Starting Dec. 18, “roadside enforcement personnel will begin documenting violations on roadside inspection reports and, at the jurisdiction’s discretion, will issue citations to commercial motor vehicle drivers operating vehicles without a compliant ELD,” CVSA said in a statement. But carriers in effect will have an additional three-and-a-half months to install ELDs.

The CVSA’s action alleviates fears that thousands of truckers could be placed out of service for not having ELDs starting Dec. 18, stranding freight a week before Christmas. That holiday logistical nightmare would likely have spiked spot market rates as trucks were dispatched to rescue stranded cargo and drivers. Concern about capacity shortages is already rising.

The Aug. 28 announcement clarifies how events are likely to unfold as the mandate takes effect and gives motor carriers struggling to prepare for the requirement, which effects approximately 3 million drivers, more breathing room. “Phased-in” enforcement of the mandate also may blunt attempts to delay implementation of the rule on Capitol Hill.

“The December deadline for this important safety regulation was established by the Federal Motor Carrier Safety Administration [FMCSA] in 2015 following a decade of regulatory inquiry, study, litigation, and ultimately a congressional mandate,” CVSA executive director Collin B. Mooney said in a letter to FMCSA Deputy Administrator Daphne Jefferson.

He expressed “strong opposition” to any delay in the mandate. “Despite what opponents of the mandate may argue, the enforcement community is ready to begin enforcement of the requirement on Dec. 18,” Mooney said.

In short, truckers may receive a citation (and associated fine) if they do not have ELDs installed and operating Dec. 18, but they will not be ordered off the road and out-of-service. Information on companies and drivers that receive citations could be used by regulators to identify and investigate carriers suspected of not complying with the mandate.

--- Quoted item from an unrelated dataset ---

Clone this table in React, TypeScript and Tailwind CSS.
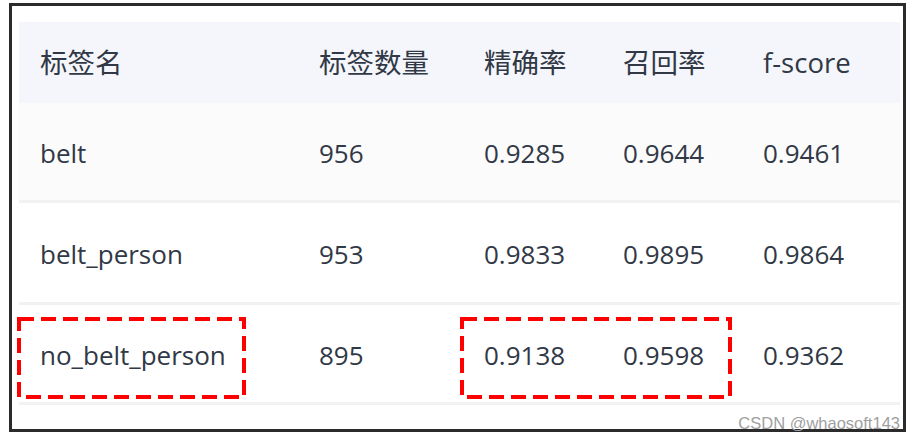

Starting April 1, however, truck drivers that do not have ELDs will not drive away from a roadside inspection. They will be placed out-of-service by the state regulatory officials, roadside inspectors, and police officers represented by the CVSA, using its North American Out of Service Criteria. Someone else will have to pick up the freight being hauled by that out-of-service driver.

The electronic logging mandate is expected to have a far-reaching effect on US businesses and domestic and international supply chains, starting with a potential spike in port drayage costs. Truckload carriers and owner-operators may feel the brunt of the impact, but the advent of the ELD era could affect supply chain strategies that extend well beyond trucking procurement.

As Dec. 18 draws closer, many smaller trucking companies reportedly are far from ready to switch from paper logbooks to ELDs. A variety of groups, led by the Owner-Operator Independent Drivers Association, are seeking either an outright delay of the regulation or exemptions for specific types of trucking operations, such as drivers of rental trucks.

Companies that have not yet placed orders for ELDs may face shortages of the devices as the Dec. 18 deadline approaches. “The vendors don’t have barges sitting off the coast loaded with thousands of these devices,” John Seidl, a transportation consultant with Integrated Risk Solutions and former roadside inspector, said during an Aug. 3 JOC.com webcast.

Logistics executives, including C.H. Robinson Worldwide CEO John Wiehoff, have expressed concern that implementation of the ELD mandate in December could get “very messy.” The CVSA decision to phase in enforcement should alleviate the threat of an immediate pre-Christmas capacity snap and make a more gradual tightening of capacity over the next year more likely.

“CVSA member jurisdictions have used this phased-in approach in the past when implementing a significant change in regulatory requirements,” Mooney said in his letter. He said the CVSA board and FMCSA agreed the two-phase enforcement strategy would be the best approach and would “promote a smoother transition to the new ELD requirement.”

However, truckers, fleet operators, brokers, and shippers should not delay compliance plans. Those that do not take advantage of the “wiggle room” the phased-in approach affords may find themselves in a tight spot April 1.